Set the lines down again exactly, first line through the line that contains "const BLUE = '#0067ac'", with no pictures.

begin

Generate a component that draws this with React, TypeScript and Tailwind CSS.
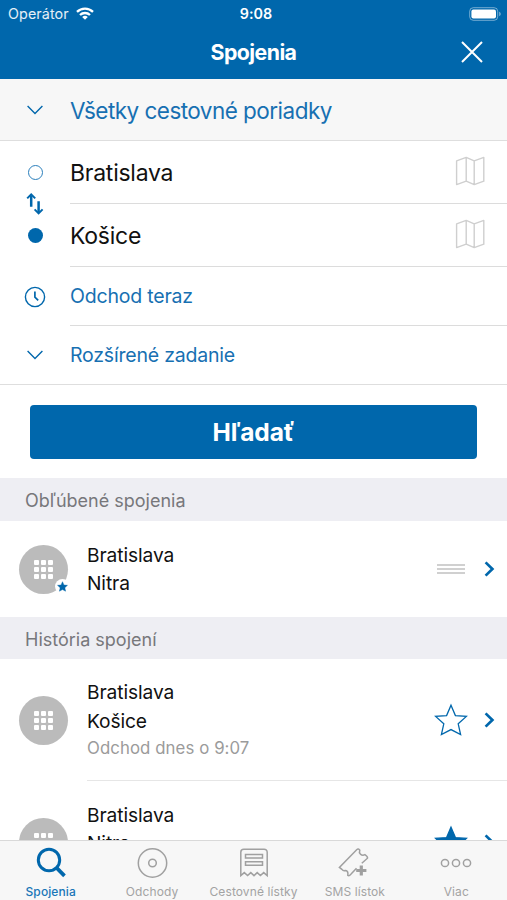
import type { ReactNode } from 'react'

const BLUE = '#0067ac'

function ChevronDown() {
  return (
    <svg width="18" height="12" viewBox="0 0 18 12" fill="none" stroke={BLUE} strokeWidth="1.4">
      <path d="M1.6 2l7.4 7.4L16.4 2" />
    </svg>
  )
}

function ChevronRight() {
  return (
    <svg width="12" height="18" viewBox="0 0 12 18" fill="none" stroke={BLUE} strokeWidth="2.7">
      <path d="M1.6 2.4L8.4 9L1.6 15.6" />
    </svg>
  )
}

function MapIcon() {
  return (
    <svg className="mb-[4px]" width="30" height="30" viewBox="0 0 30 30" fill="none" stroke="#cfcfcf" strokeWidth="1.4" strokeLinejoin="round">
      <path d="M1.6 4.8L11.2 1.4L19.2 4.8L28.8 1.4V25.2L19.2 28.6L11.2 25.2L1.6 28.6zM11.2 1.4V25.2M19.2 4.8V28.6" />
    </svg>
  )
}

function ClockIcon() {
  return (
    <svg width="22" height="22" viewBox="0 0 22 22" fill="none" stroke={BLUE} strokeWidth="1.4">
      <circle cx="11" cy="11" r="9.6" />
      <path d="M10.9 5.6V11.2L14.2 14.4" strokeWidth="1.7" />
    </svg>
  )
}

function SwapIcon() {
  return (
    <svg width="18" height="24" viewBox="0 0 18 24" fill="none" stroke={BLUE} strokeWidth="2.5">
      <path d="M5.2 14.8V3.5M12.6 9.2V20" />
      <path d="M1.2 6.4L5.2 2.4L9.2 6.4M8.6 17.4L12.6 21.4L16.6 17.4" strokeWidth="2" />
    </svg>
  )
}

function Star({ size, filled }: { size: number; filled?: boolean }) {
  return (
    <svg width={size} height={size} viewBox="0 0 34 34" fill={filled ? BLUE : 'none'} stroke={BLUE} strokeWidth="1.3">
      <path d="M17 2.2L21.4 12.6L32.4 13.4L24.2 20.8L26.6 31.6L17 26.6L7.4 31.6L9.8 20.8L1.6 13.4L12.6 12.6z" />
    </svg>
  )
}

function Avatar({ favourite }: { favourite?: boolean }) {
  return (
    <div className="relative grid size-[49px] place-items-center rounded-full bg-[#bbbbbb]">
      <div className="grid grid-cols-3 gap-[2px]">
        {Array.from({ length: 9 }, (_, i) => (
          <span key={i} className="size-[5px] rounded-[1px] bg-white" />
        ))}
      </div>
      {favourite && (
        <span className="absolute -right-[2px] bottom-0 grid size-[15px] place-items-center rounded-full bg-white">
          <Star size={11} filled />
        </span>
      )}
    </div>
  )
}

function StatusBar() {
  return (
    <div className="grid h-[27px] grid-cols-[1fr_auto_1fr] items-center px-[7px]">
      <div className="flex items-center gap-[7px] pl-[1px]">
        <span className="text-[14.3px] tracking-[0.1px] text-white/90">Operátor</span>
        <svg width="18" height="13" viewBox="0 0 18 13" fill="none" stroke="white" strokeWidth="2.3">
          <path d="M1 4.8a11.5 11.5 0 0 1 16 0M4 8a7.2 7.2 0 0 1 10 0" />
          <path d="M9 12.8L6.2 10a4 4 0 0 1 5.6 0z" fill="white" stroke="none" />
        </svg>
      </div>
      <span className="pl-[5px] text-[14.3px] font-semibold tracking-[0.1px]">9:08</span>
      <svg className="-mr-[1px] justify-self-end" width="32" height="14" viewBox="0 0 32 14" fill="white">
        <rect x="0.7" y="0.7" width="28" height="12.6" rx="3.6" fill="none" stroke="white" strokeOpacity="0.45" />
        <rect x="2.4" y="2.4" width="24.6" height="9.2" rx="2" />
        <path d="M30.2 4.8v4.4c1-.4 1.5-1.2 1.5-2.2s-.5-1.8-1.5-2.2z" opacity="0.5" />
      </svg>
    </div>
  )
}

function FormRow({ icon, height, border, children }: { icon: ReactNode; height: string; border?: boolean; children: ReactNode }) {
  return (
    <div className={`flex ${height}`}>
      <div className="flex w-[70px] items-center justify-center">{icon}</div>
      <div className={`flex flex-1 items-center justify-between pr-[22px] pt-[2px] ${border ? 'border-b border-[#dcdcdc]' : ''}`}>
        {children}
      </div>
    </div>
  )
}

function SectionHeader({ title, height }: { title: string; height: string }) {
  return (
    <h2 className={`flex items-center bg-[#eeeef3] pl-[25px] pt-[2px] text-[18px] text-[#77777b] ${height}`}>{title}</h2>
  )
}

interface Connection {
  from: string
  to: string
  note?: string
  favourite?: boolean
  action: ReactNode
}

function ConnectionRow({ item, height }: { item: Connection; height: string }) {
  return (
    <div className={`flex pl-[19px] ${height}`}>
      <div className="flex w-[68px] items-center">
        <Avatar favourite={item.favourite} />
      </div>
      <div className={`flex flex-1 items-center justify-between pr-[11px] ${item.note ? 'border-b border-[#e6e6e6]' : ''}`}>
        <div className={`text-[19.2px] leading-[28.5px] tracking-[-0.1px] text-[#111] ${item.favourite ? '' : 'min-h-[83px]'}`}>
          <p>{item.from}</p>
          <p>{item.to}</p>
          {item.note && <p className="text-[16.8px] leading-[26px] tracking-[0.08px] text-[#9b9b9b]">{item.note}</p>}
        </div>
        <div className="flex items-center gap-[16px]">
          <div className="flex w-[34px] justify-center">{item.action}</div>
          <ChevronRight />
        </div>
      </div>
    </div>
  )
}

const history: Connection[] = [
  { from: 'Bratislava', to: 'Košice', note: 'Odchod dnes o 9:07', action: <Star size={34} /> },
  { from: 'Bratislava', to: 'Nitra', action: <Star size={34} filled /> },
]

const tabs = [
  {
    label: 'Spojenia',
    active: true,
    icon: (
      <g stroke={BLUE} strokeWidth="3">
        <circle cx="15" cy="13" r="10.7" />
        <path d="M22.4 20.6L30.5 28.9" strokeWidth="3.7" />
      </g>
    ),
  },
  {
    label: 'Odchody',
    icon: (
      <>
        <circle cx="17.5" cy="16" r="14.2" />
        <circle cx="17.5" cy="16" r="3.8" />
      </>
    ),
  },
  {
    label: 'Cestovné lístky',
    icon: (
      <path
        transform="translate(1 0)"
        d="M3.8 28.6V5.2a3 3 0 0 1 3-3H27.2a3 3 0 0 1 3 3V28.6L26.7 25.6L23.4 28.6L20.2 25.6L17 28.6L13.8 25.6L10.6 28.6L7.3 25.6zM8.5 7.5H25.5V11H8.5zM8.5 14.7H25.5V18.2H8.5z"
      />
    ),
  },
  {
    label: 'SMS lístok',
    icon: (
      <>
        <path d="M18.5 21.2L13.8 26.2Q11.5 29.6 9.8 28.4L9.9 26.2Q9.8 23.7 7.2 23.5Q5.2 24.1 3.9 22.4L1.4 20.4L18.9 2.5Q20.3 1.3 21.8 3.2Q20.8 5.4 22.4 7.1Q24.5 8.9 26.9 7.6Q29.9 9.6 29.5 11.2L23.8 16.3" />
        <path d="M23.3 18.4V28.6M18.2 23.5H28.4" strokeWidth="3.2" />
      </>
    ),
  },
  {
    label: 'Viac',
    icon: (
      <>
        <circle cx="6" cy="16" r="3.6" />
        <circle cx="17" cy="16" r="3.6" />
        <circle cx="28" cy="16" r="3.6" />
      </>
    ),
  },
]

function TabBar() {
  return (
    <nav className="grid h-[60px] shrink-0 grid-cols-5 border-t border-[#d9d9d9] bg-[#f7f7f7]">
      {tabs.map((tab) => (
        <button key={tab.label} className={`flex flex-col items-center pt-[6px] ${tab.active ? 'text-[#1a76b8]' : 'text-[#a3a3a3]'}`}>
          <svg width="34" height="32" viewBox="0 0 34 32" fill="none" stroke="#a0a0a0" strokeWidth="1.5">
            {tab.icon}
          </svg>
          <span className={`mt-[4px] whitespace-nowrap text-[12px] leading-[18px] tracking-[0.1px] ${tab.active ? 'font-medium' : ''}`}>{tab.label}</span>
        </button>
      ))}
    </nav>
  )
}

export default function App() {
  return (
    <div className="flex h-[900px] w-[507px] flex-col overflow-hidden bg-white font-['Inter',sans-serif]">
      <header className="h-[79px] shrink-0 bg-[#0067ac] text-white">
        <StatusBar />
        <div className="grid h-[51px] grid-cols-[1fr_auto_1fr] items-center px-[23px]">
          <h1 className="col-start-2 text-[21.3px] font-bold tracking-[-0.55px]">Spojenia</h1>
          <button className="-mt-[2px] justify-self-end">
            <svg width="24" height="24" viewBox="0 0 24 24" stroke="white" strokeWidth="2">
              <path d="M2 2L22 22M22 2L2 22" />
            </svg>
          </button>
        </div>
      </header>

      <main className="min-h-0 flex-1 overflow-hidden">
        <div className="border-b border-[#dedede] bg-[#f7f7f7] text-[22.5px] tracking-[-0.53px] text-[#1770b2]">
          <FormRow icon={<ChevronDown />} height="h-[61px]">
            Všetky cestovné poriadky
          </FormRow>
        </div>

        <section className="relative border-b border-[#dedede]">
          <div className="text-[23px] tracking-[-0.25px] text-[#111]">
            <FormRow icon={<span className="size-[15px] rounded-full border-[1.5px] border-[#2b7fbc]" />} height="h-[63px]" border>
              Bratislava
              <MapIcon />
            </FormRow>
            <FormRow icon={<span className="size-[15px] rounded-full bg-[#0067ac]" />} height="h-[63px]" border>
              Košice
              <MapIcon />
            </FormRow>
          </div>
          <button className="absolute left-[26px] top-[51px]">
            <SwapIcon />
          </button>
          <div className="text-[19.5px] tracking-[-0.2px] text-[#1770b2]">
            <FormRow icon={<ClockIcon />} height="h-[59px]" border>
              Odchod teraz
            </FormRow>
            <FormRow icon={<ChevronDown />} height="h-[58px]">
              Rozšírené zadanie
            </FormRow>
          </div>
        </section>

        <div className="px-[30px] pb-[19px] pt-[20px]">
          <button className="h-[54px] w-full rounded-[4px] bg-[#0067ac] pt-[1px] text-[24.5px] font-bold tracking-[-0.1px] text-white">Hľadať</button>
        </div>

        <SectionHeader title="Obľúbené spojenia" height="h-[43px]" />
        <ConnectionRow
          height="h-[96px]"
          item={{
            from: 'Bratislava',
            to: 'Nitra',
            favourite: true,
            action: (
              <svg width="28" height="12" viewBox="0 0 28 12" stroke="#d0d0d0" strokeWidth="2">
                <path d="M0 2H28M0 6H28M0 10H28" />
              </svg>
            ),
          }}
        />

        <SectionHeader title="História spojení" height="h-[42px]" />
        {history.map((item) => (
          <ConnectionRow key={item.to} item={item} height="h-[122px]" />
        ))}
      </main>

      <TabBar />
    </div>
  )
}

end

§ Written reply
Generate a component that draws this with React, TypeScript and Tailwind CSS.
import type { ReactNode } from 'react'

const BLUE = '#0067ac'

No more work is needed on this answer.